Accurate prediction of interfacial residues in two-domain proteins using evolutionary information: Implications for three-dimensional modeling


  • RMB generated and worked on Figures , Tables and all Supporting Information. AP helped generate Supporting Information Figures S1 and S2 and curate datasets. RMB and NS conceived and designed the study and also wrote the article.

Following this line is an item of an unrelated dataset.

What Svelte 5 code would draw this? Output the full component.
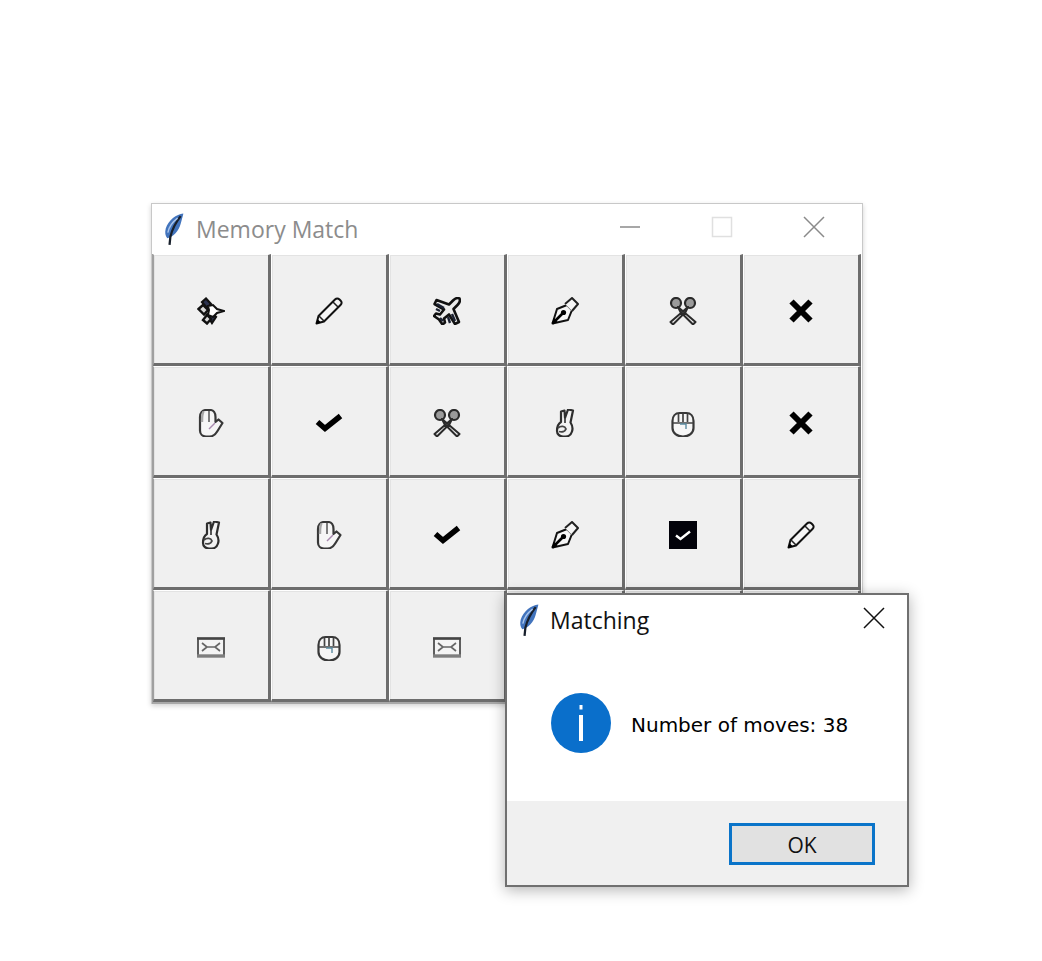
<script>
  // board as it stands when the game ends; row 4 runs on underneath the dialog
  const cells = [
    'satellite', 'pencil', 'plane', 'pen', 'scissors', 'cross',
    'hand', 'check', 'scissors', 'victory', 'fist', 'cross',
    'victory', 'hand', 'check', 'pen', 'checkbox', 'pencil',
    'envelope', 'fist', 'envelope', '', '', '',
  ];
</script>

{#snippet feather()}
  <svg class="feather" viewBox="0 0 20 32" aria-hidden="true">
    <path d="M18.500 .5C12 1 4 7 1.500 15c-1 4-.5 7 1.500 9.500 6-1 11-7 13-14 1-4 2-7 2.500-9.500z" fill="#4274bd" />
    <path d="M16 3C12 8 8 15 6 23l-.8 8" fill="none" stroke="#18202c" stroke-width="2.200" />
    <path d="M13 5C9 8 5 12 3.500 19" fill="none" stroke="#a9c4ea" stroke-width="1.400" />
  </svg>
{/snippet}

{#snippet icon(name)}
  <svg class="icon" viewBox="0 0 28 28" aria-hidden="true">
    {#if name === 'satellite'}
      <path d="M5 5l4-3.500 5 5.500-4 4zM10 18l4-3 5 5-4 6z" fill="#2c3350" stroke="#111" stroke-width="2.200" />
      <path d="M1.500 12l4.500-4 5 5-4 4.500zM6 23l4-5 4 4-4 4.500z" fill="#d8d8d8" stroke="#111" stroke-width="2.400" />
      <path d="M11 9l5-1 4 4 7 2-7 2-4 4-5-2 1-5z" fill="#fff" stroke="#111" stroke-width="2" />
    {:else if name === 'pencil'}
      <path d="M1.500 26.500l2-7.500L20 2.500c1.500-1.500 3-1.500 4.500 0l1 1c1.500 1.500 1.500 3 0 4.500L9 24.500z" fill="#f6f6f6" stroke="#111" stroke-width="2" stroke-linejoin="round" />
      <path d="M18 5l5 5M4 19l5 5" fill="none" stroke="#222" stroke-width="1.500" />
      <path d="M1 27l1.500-5 3.500 3.500z" fill="#000" />
    {:else if name === 'plane'}
      <path d="M26.500 1.500c-2-1-4.500 0-6.500 2l-4 4L3.500 3 1.500 7 11 12.500l-4 5-4-1-2 2.500 5 3.500 3.500 5 2.500-2-1-4 5-4L22 27l4-2-5.500-13 4-4c2-2 3-4.500 2-6.500z" fill="#ececec" stroke="#111" stroke-width="2.600" stroke-linejoin="round" />
      <path d="M4 7l7 4M3 12l4 2M7 21l3 3M19 17l3 7M15 20l2 6" fill="none" stroke="#1c2233" stroke-width="2.400" />
    {:else if name === 'pen'}
      <path d="M1.500 26.500L6 12l10-4 5 5-4 10z" fill="#f6f6f6" stroke="#111" stroke-width="2" stroke-linejoin="round" />
      <path d="M14 7l7-6 6 6-6 7" fill="#f6f6f6" stroke="#222" stroke-width="2" stroke-linejoin="round" />
      <path d="M1.500 26.500l10-10" fill="none" stroke="#000" stroke-width="2.600" />
      <circle cx="12.500" cy="15.500" r="2.600" fill="#000" />
      <path d="M1 27l1.500-6 4.500 4.500z" fill="#000" />
    {:else if name === 'scissors'}
      <circle cx="7" cy="6" r="5" fill="#9a9a9a" stroke="#2a2a2a" stroke-width="2.200" />
      <circle cx="21" cy="6" r="5" fill="#9a9a9a" stroke="#2a2a2a" stroke-width="2.200" />
      <path d="M9 10L26.500 25 24 27.500 11.500 15zM19 10L1.500 25 4 27.500 16.500 15z" fill="#ececec" stroke="#2a2a2a" stroke-width="2" stroke-linejoin="round" />
    {:else if name === 'cross'}
      <path d="M4.500 4.500l19 19M23.500 4.500l-19 19" fill="none" stroke="#000" stroke-width="6" />
    {:else if name === 'check'}
      <path d="M2.500 13l7.500 6.500L25.500 7" fill="none" stroke="#000" stroke-width="5.500" />
    {:else if name === 'checkbox'}
      <rect width="28" height="28" fill="#02020a" />
      <path d="M7 14.500l4.500 3.500L21 10.500" fill="none" stroke="#fff" stroke-width="2.400" />
    {:else if name === 'hand'}
      <path d="M3 8c0-4 2.500-7 6-7h4c3.500 0 5.500 3 5.500 7v5l3-2.500 4 3.500-5 8c-2 3.500-4.500 5.500-8 5.500H9c-3.500 0-6-2.500-6-6z" fill="#f6f6f6" stroke="#383838" stroke-width="2.200" stroke-linejoin="round" />
      <path d="M6.500 2.500C5 5 5 9 5 13" fill="none" stroke="#a8a8a8" stroke-width="2.400" />
      <path d="M12 2v11" fill="none" stroke="#555" stroke-width="1.500" />
      <path d="M18 14l-6 6" fill="none" stroke="#a98ab0" stroke-width="1.500" />
    {:else if name === 'victory'}
      <path d="M10 13V2.500l3.500-1L14 9l3-8.500 5 1-2.500 12c2 3 2.500 6 1.500 9-1 3.500-3.500 5-6.500 5H12c-3.500 0-6-2.500-6-5.500 0-4 1.500-7.500 4-9z" fill="#f2f2f2" stroke="#2e2e2e" stroke-width="2.200" stroke-linejoin="round" />
      <path d="M14 9v5M7 19c3-2.500 7-2 8 1-1 2.500-4 3.500-7 2.500" fill="none" stroke="#444" stroke-width="1.800" />
    {:else if name === 'fist'}
      <path d="M3.500 12c0-5 3-8 7-8h7c4 0 7 3 7 8v7c0 5-4.500 8.500-10.500 8.500S3.500 24 3.500 19z" fill="#f6f6f6" stroke="#383838" stroke-width="2.200" />
      <path d="M9.500 5v8M14 4.500V13M18.500 5v8M4 14h20" fill="none" stroke="#444" stroke-width="1.700" />
      <path d="M11 15h6v5" fill="none" stroke="#5a8aa0" stroke-width="1.400" />
    {:else if name === 'envelope'}
      <rect x="1" y="5.500" width="26" height="17.500" fill="#f4f4f4" stroke="#5e5e5e" stroke-width="2" />
      <path d="M0 5.500h28" stroke="#444" stroke-width="2.400" />
      <path d="M0 23h28" stroke="#7e7e7e" stroke-width="3.400" />
      <path d="M5 10l5 4-5 4M23 10l-5 4 5 4M10 14h8" fill="none" stroke="#666" stroke-width="1.700" />
    {/if}
  </svg>
{/snippet}

<div class="desktop">
  <section class="window">
    <header class="titlebar">
      {@render feather()}
      <span class="title">Memory Match</span>
      <div class="controls">
        <svg class="ctl" viewBox="0 0 22 22" aria-hidden="true"><path d="M1 11h20" stroke="#8a8a8a" stroke-width="1.500" /></svg>
        <svg class="ctl" viewBox="0 0 22 22" aria-hidden="true"><rect x="1.500" y="1.500" width="19" height="19" fill="none" stroke="#e0e0e0" stroke-width="1.500" /></svg>
        <svg class="ctl" viewBox="0 0 22 22" aria-hidden="true"><path d="M1 1l20 20M21 1L1 21" stroke="#8a8a8a" stroke-width="1.500" /></svg>
      </div>
    </header>
    <div class="board">
      {#each cells as c}
        <button type="button" class="cell">
          {#if c}{@render icon(c)}{/if}
        </button>
      {/each}
    </div>
  </section>

  <section class="dialog">
    <header class="dlg-title">
      {@render feather()}
      <span class="title">Matching</span>
      <svg class="dlg-close" viewBox="0 0 22 22" aria-hidden="true"><path d="M1 1l20 20M21 1L1 21" stroke="#111" stroke-width="1.500" /></svg>
    </header>
    <div class="dlg-body">
      <svg class="info" viewBox="0 0 60 60" aria-hidden="true">
        <circle cx="30" cy="30" r="30" fill="#0a6fcb" />
        <rect x="28.500" y="12" width="3" height="4.500" fill="#fff" />
        <rect x="28" y="22" width="4" height="26" fill="#fff" />
      </svg>
      <p class="msg">Number of moves: 38</p>
    </div>
    <footer class="dlg-foot">
      <button type="button" class="ok">OK</button>
    </footer>
  </section>
</div>

<style>
  :global(body) {
    background: #fff;
  }

  .desktop {
    position: relative;
    width: 1042px;
    height: 961px;
    overflow: hidden;
    background: #fff;
    font-family: "Open Sans", "Noto Sans", sans-serif;
  }

  .window {
    position: absolute;
    left: 151px;
    top: 203px;
    width: 712px;
    box-sizing: border-box;
    border: 1px solid #c8c8c8;
    border-bottom: none;
    background: #fff;
    box-shadow: 0 2px 5px rgba(0, 0, 0, 0.18);
  }

  .titlebar {
    display: flex;
    align-items: center;
    height: 50px;
    padding-left: 12px;
    gap: 11px;
  }

  .feather {
    width: 21px;
    height: 33px;
    flex: none;
  }

  .title {
    font-size: 23px;
    color: #8c8c8c;
    padding-bottom: 1px;
  }

  .controls {
    margin-left: auto;
    display: flex;
    align-items: center;
    gap: 70px;
    padding: 0 37px 4px 0;
  }

  .ctl {
    width: 22px;
    height: 22px;
    display: block;
  }

  .board {
    display: grid;
    grid-template-columns: repeat(6, 118px);
    grid-auto-rows: 112px;
    border-left: 1px solid #a0a0a0;
    border-bottom: 2px solid #a8a8a8;
    background: #fff;
  }

  .cell {
    box-sizing: border-box;
    display: flex;
    align-items: center;
    justify-content: center;
    appearance: none;
    margin: 0;
    padding: 4px 0 0;
    border-style: solid;
    border-width: 1px 3px 3px 1px;
    border-color: #fff #6d6d6d #6d6d6d #fff;
    border-radius: 0;
    background: #f0f0f0;
    box-shadow: inset 1px 1px 0 #e3e3e3;
  }

  .cell:nth-child(6n + 1) {
    border-left-color: #a0a0a0;
  }

  /* the reference glyphs are upscaled, so soften the edges a touch */
  .icon {
    width: 28px;
    height: 28px;
    display: block;
    filter: blur(0.35px);
  }

  .dialog {
    position: absolute;
    left: 505px;
    top: 593px;
    width: 404px;
    height: 294px;
    box-sizing: border-box;
    display: flex;
    flex-direction: column;
    border: 2px solid #707070;
    background: #fff;
    box-shadow: 0 3px 14px rgba(0, 0, 0, 0.3);
  }

  .dlg-title {
    display: flex;
    align-items: center;
    height: 50px;
    padding-left: 12px;
    gap: 10px;
  }

  .dlg-title .title {
    color: #111;
  }

  .dlg-close {
    width: 22px;
    height: 22px;
    margin-left: auto;
    margin-right: 22px;
    margin-bottom: 4px;
  }

  .dlg-body {
    flex: 1;
    display: flex;
    align-items: flex-start;
    gap: 20px;
    padding: 48px 0 0 44px;
  }

  .info {
    width: 60px;
    height: 60px;
    flex: none;
  }

  .msg {
    margin: 20px 0 0;
    font-family: "DejaVu Sans", sans-serif;
    font-size: 20px;
    color: #000;
  }

  .dlg-foot {
    height: 84px;
    display: flex;
    align-items: flex-start;
    justify-content: flex-end;
    padding: 22px 32px 0 0;
    box-sizing: border-box;
    background: #f0f0f0;
  }

  .ok {
    width: 146px;
    height: 42px;
    box-sizing: border-box;
    appearance: none;
    border: 3px solid #0a74c9;
    border-radius: 0;
    background: #e1e1e1;
    color: #111;
    font-family: "Open Sans", sans-serif;
    font-size: 21px;
    padding: 2px 0 0;
  }
</style>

With the preponderance of multidomain proteins in eukaryotic genomes, it is essential to recognize the constituent domains and their functions. Often function involves communications across the domain interfaces, and the knowledge of the interacting sites is essential to our understanding of the structure–function relationship. Using evolutionary information extracted from homologous domains in at least two diverse domain architectures (single and multidomain), we predict the interface residues corresponding to domains from the two-domain proteins. We also use information from the three-dimensional structures of individual domains of two-domain proteins to train naïve Bayes classifier model to predict the interfacial residues. Our predictions are highly accurate (∼85%) and specific (∼95%) to the domain–domain interfaces. This method is specific to multidomain proteins which contain domains in at least more than one protein architectural context. Using predicted residues to constrain domain–domain interaction, rigid-body docking was able to provide us with accurate full-length protein structures with correct orientation of domains. We believe that these results can be of considerable interest toward rational protein and interaction design, apart from providing us with valuable information on the nature of interactions. Proteins 2014; 82:1219–1234. © 2013 Wiley Periodicals, Inc.